When I woke up last Friday, I knew new music would be coming out.
And, having endured our world’s current situation, I was excited.
(Constantly checking my Spotify until my parents told me to put my phone away because I’m living with them again — yeah that’s great. No, I really do love them.)
What I did not expect was for Bob Dylan to release a song about JFK.
(I have been obsessed with both of these men since I was 17, and by the time I saw the song I'd drunk half a bottle of wine while watching “1917” with my parents. I then announced, as if it were life-changing news, “Bob Dylan just released a song about JFK.” My mom, not a Dylan fan, said, “Doesn’t he realize there are more pressing issues right now,” followed by, “Of course, he wrote a song about a dead man — he’s half-dead himself.”)
Long parenthetical aside, the 16-minute 55-second epic ballad tells the story of the assassination of President Kennedy, describing it as a “Murder Most Foul.”
(It took me the whole song to make an Instagram post about it, and that Instagram post still had a formatting error, so now I’m generally concerned to find out it was that long because it reveals a certain ineptitude.)
According to Dylan’s social media, the song was recorded several years ago and released on Friday, March 27. It's easy to conceive why he released this song when he did.
(Even if my mom didn’t understand — Like OMG mom, do you even get me? — listening to it reminded me that the feelings I'm feeling right now — helplessness, uncertainty and frustration — aren’t new. They have existed across generations, popping up in response to thousands of events throughout history.)
In his memoir ”Chronicles,“ Dylan references assassinations throughout the sixties as a major reason for him stepping down from music after his motorcycle accident. This fear and hesitation comes through in the lyrics of “Murder Most Foul.”
The song itself is disappointing. Like many of Dylan’s more recent releases — and some of his older ones — it rambles and lacks a consistent melody.
(Dylan sounds more and more like my uncle’s impression of him and less and less like the legend he is.)
The truth is, when it comes to memorializing people like Lenny Bruce, John Lennon and John Kennedy, Dylan loses his touch, an ability to sink into poetic connections without losing the need for all things traditionally required of music such as a strong, memorable melody.

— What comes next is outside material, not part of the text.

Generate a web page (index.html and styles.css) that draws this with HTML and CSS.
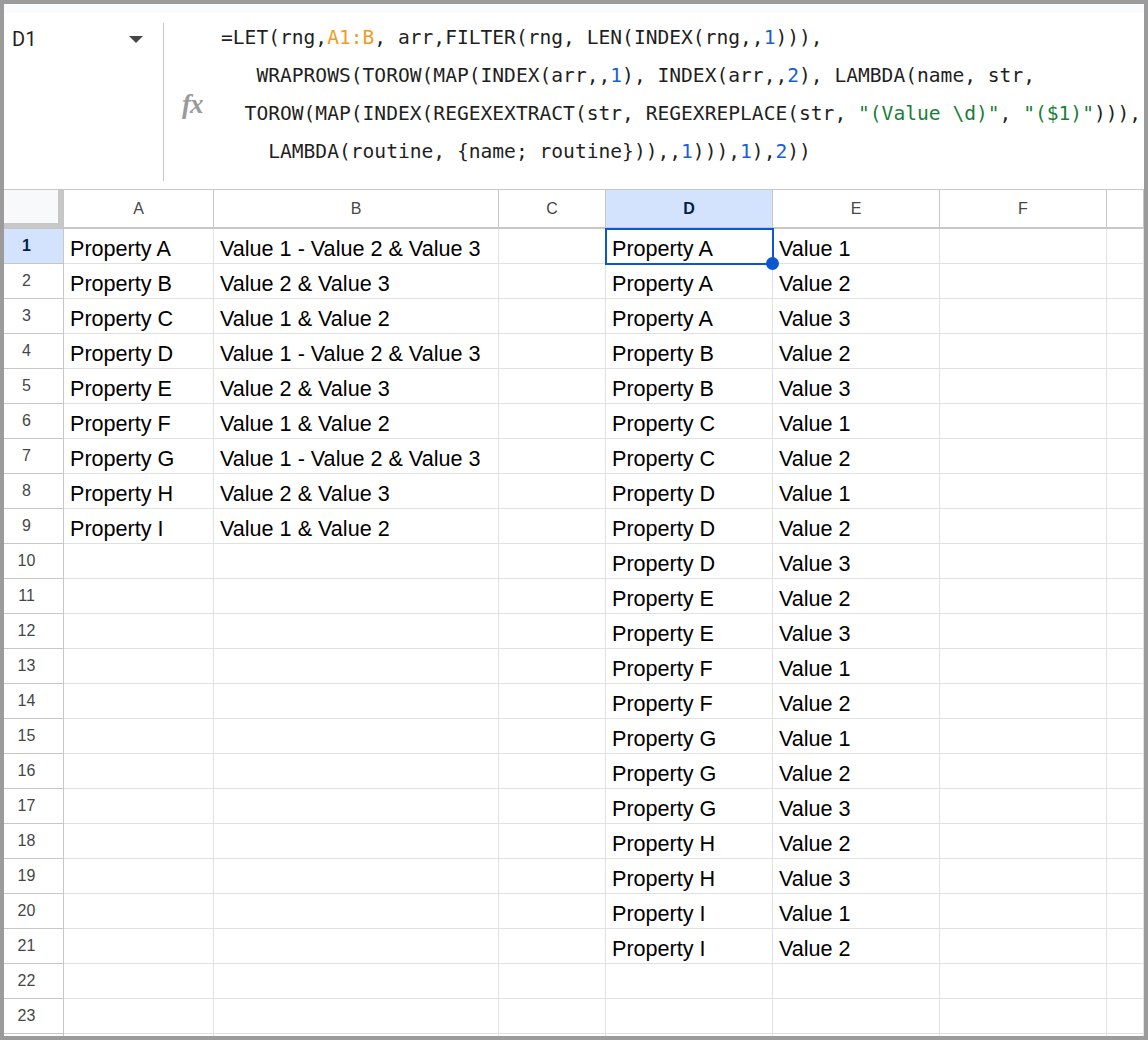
FILE: index.html
```html
<!DOCTYPE html>
<html>
<head>
<meta charset="utf-8">
<link rel="stylesheet" href="styles.css">
</head>
<body>
<div class="frame">
  <div class="topstrip"></div>
  <div class="fbar">
    <div class="namebox">
      <span class="cellref">D1</span>
      <svg class="caret" width="14" height="8" viewBox="0 0 14 8"><polygon points="0,0 14,0 7,7" fill="#444746"/></svg>
    </div>
    <div class="fx"><span class="fxglyph">fx</span></div>
    <pre class="formula">=LET(rng,<span class="rf">A1:B</span>, arr,FILTER(rng, LEN(INDEX(rng,,<span class="num">1</span>))),
   WRAPROWS(TOROW(MAP(INDEX(arr,,<span class="num">1</span>), INDEX(arr,,<span class="num">2</span>), LAMBDA(name, str,
  TOROW(MAP(INDEX(REGEXEXTRACT(str, REGEXREPLACE(str, <span class="str">"(Value \d)"</span>, <span class="str">"($1)"</span>))),
    LAMBDA(routine, {name; routine})),,<span class="num">1</span>))),<span class="num">1</span>),<span class="num">2</span>))</pre>
  </div>
  <div class="grid">
    <div class="corner"></div><div class="ch">A</div><div class="ch">B</div><div class="ch">C</div><div class="ch sel">D</div><div class="ch">E</div><div class="ch">F</div><div class="ch"></div>

    <div class="rh sel">1</div><div class="c">Property A</div><div class="c">Value 1 - Value 2 &amp; Value 3</div><div class="c"></div><div class="c active">Property A<span class="handle"></span></div><div class="c">Value 1</div><div class="c"></div><div class="c"></div>
    <div class="rh">2</div><div class="c">Property B</div><div class="c">Value 2 &amp; Value 3</div><div class="c"></div><div class="c">Property A</div><div class="c">Value 2</div><div class="c"></div><div class="c"></div>
    <div class="rh">3</div><div class="c">Property C</div><div class="c">Value 1 &amp; Value 2</div><div class="c"></div><div class="c">Property A</div><div class="c">Value 3</div><div class="c"></div><div class="c"></div>
    <div class="rh">4</div><div class="c">Property D</div><div class="c">Value 1 - Value 2 &amp; Value 3</div><div class="c"></div><div class="c">Property B</div><div class="c">Value 2</div><div class="c"></div><div class="c"></div>
    <div class="rh">5</div><div class="c">Property E</div><div class="c">Value 2 &amp; Value 3</div><div class="c"></div><div class="c">Property B</div><div class="c">Value 3</div><div class="c"></div><div class="c"></div>
    <div class="rh">6</div><div class="c">Property F</div><div class="c">Value 1 &amp; Value 2</div><div class="c"></div><div class="c">Property C</div><div class="c">Value 1</div><div class="c"></div><div class="c"></div>
    <div class="rh">7</div><div class="c">Property G</div><div class="c">Value 1 - Value 2 &amp; Value 3</div><div class="c"></div><div class="c">Property C</div><div class="c">Value 2</div><div class="c"></div><div class="c"></div>
    <div class="rh">8</div><div class="c">Property H</div><div class="c">Value 2 &amp; Value 3</div><div class="c"></div><div class="c">Property D</div><div class="c">Value 1</div><div class="c"></div><div class="c"></div>
    <div class="rh">9</div><div class="c">Property I</div><div class="c">Value 1 &amp; Value 2</div><div class="c"></div><div class="c">Property D</div><div class="c">Value 2</div><div class="c"></div><div class="c"></div>
    <div class="rh">10</div><div class="c"></div><div class="c"></div><div class="c"></div><div class="c">Property D</div><div class="c">Value 3</div><div class="c"></div><div class="c"></div>
    <div class="rh">11</div><div class="c"></div><div class="c"></div><div class="c"></div><div class="c">Property E</div><div class="c">Value 2</div><div class="c"></div><div class="c"></div>
    <div class="rh">12</div><div class="c"></div><div class="c"></div><div class="c"></div><div class="c">Property E</div><div class="c">Value 3</div><div class="c"></div><div class="c"></div>
    <div class="rh">13</div><div class="c"></div><div class="c"></div><div class="c"></div><div class="c">Property F</div><div class="c">Value 1</div><div class="c"></div><div class="c"></div>
    <div class="rh">14</div><div class="c"></div><div class="c"></div><div class="c"></div><div class="c">Property F</div><div class="c">Value 2</div><div class="c"></div><div class="c"></div>
    <div class="rh">15</div><div class="c"></div><div class="c"></div><div class="c"></div><div class="c">Property G</div><div class="c">Value 1</div><div class="c"></div><div class="c"></div>
    <div class="rh">16</div><div class="c"></div><div class="c"></div><div class="c"></div><div class="c">Property G</div><div class="c">Value 2</div><div class="c"></div><div class="c"></div>
    <div class="rh">17</div><div class="c"></div><div class="c"></div><div class="c"></div><div class="c">Property G</div><div class="c">Value 3</div><div class="c"></div><div class="c"></div>
    <div class="rh">18</div><div class="c"></div><div class="c"></div><div class="c"></div><div class="c">Property H</div><div class="c">Value 2</div><div class="c"></div><div class="c"></div>
    <div class="rh">19</div><div class="c"></div><div class="c"></div><div class="c"></div><div class="c">Property H</div><div class="c">Value 3</div><div class="c"></div><div class="c"></div>
    <div class="rh">20</div><div class="c"></div><div class="c"></div><div class="c"></div><div class="c">Property I</div><div class="c">Value 1</div><div class="c"></div><div class="c"></div>
    <div class="rh">21</div><div class="c"></div><div class="c"></div><div class="c"></div><div class="c">Property I</div><div class="c">Value 2</div><div class="c"></div><div class="c"></div>
    <div class="rh">22</div><div class="c"></div><div class="c"></div><div class="c"></div><div class="c"></div><div class="c"></div><div class="c"></div><div class="c"></div>
    <div class="rh">23</div><div class="c"></div><div class="c"></div><div class="c"></div><div class="c"></div><div class="c"></div><div class="c"></div><div class="c"></div>
    <div class="rh"></div><div class="c"></div><div class="c"></div><div class="c"></div><div class="c"></div><div class="c"></div><div class="c"></div><div class="c"></div>
  </div>
</div>
</body>
</html>
```
FILE: styles.css
```css
html, body {
  margin: 0;
  padding: 0;
  background: #ffffff;
}
.frame {
  box-sizing: border-box;
  width: 1148px;
  height: 1040px;
  border: 4px solid #9b9b9b;
  overflow: hidden;
  background: #ffffff;
  font-family: "Liberation Sans", Arial, sans-serif;
}
.topstrip {
  height: 9px;
  background: #f9fbfd;
}
.fbar {
  box-sizing: border-box;
  height: 177px;
  display: flex;
  border-bottom: 1px solid #c7c7c7;
  background: #ffffff;
}
.namebox {
  box-sizing: border-box;
  width: 159px;
  display: flex;
  align-items: flex-start;
  justify-content: space-between;
  padding: 14px 20px 0 8px;
}
.cellref {
  font-family: Roboto, "Liberation Sans", sans-serif;
  font-size: 20px;
  line-height: 24px;
  color: #1f1f1f;
}
.caret {
  margin-top: 9px;
}
.fx {
  box-sizing: border-box;
  width: 58px;
  margin: 10px 0 8px 0;
  border-left: 1px solid #c7c7c7;
  display: flex;
  align-items: center;
  padding-left: 18px;
}
.fxglyph {
  font-family: "Liberation Serif", "DejaVu Serif", serif;
  font-style: italic;
  font-weight: bold;
  font-size: 27px;
  color: #9a9a9a;
  letter-spacing: -1px;
  margin-top: 4px;
}
.formula {
  margin: 0;
  padding-top: 6px;
  font-family: "DejaVu Sans Mono", "Liberation Mono", monospace;
  font-size: 19.6px;
  line-height: 38px;
  color: #1f1f1f;
  white-space: pre;
}
.rf { color: #f29b1f; }
.num { color: #1a5fd1; }
.str { color: #188038; }

.grid {
  display: grid;
  grid-template-columns: 60px 150px 285px 107px 167px 167px 167px 1fr;
  grid-template-rows: 39px;
  grid-auto-rows: 35px;
}
.grid > div {
  box-sizing: border-box;
}
.corner {
  background: #f8f9fa;
  border-right: 1px solid #c7c7c7;
  border-bottom: 2px solid #c7c7c7;
  box-shadow: inset -5px -4px 0 #c7c7c7;
}
.ch {
  display: flex;
  align-items: center;
  justify-content: center;
  border-right: 1px solid #c7c7c7;
  border-bottom: 2px solid #c7c7c7;
  font-size: 16px;
  color: #444746;
  background: #ffffff;
}
.ch.sel {
  background: #d3e3fd;
  color: #041e49;
  font-weight: bold;
}
.rh {
  display: flex;
  align-items: center;
  justify-content: center;
  padding-right: 14px;
  border-right: 1px solid #c7c7c7;
  border-bottom: 1px solid #c7c7c7;
  font-size: 16px;
  color: #444746;
  background: #ffffff;
}
.rh.sel {
  background: #d3e3fd;
  color: #041e49;
  font-weight: bold;
}
.c {
  display: flex;
  align-items: flex-end;
  padding: 0 4px 2px 6px;
  border-right: 1px solid #e1e1e1;
  border-bottom: 1px solid #e1e1e1;
  font-size: 21.6px;
  line-height: 24px;
  color: #000000;
  white-space: nowrap;
}
.active {
  position: relative;
  outline: 2px solid #0b57d0;
  outline-offset: -1px;
}
.handle {
  position: absolute;
  right: -7px;
  bottom: -7px;
  width: 13px;
  height: 13px;
  border-radius: 50%;
  background: #0b57d0;
  z-index: 2;
}
```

That said, like any Bob Dylan song, it’s lyrically good — great, even. It contains his trademark imagery: redemption, religious allusions, the closeness of mortality, discomfort with being the center of attention, all condensed in his heartbreaking verse.
(Maybe my mom was onto something when she said Dylan could relate to JFK because both are, in a sense, dead. Bob Dylan will never die musically, so her intended point is already mute, but his music has always contained an eerie closeness to death, as if he might actually be ”knocking on heaven’s door.“)
The first three verses put Kennedy‘s assassination in the context of Dylan’s life alongside an array of tangential events. They constantly reference other musicians’ works, American folk tales and facts about the assassination. These rapid-fire allusions climax in the fourth verse when Dylan starts every line with “play,” phrasing presumably addressed to the legendary radio DJ, Wolfman Jack. The allusory escapade then mutates into a sequence of song references, each holding a unique meaning to Dylan and to the time period. He even dedicates some of the songs to Kennedy’s lovers and one to Lady Macbeth.
(Honestly, I don‘t have the time or mental aptitude to unpack all the song references and their meanings. Dylan‘s work pulls from songs and lyrics in such diverse genre as 1800 folk songs, 1920s jazz standards and even the Dead Kennedy’s — a quip, I'm sure.)
Dylan finishes his 17-minute recount by asking Jack to play “Murder Most Foul,” putting his own song into dialogue with the catalog of music on which it‘s built.
(It seems Dylan released his song with intention. He wants to put “A Murder Most foul” in the middle of a conversation between communication musical tradition and contemporary dynamics. After Kennedy‘s assassination, Dylan felt uncertain and hopeless, so he listened to songs that would make sense of the world around him.)
My mom was wrong when she derided Dylan for being out of touch. As I obsessively scoured Spotify in search of comfort — a comfort I didn’t find by watching a movie with my parents or enjoying a glass of wine — I found it in a rambling 17-minute song, which forced me to slow down a moment and realize that crisis isn't new.
(But in the end, it doesn’t matter what I write or think. Bob Dylan does as he pleases.)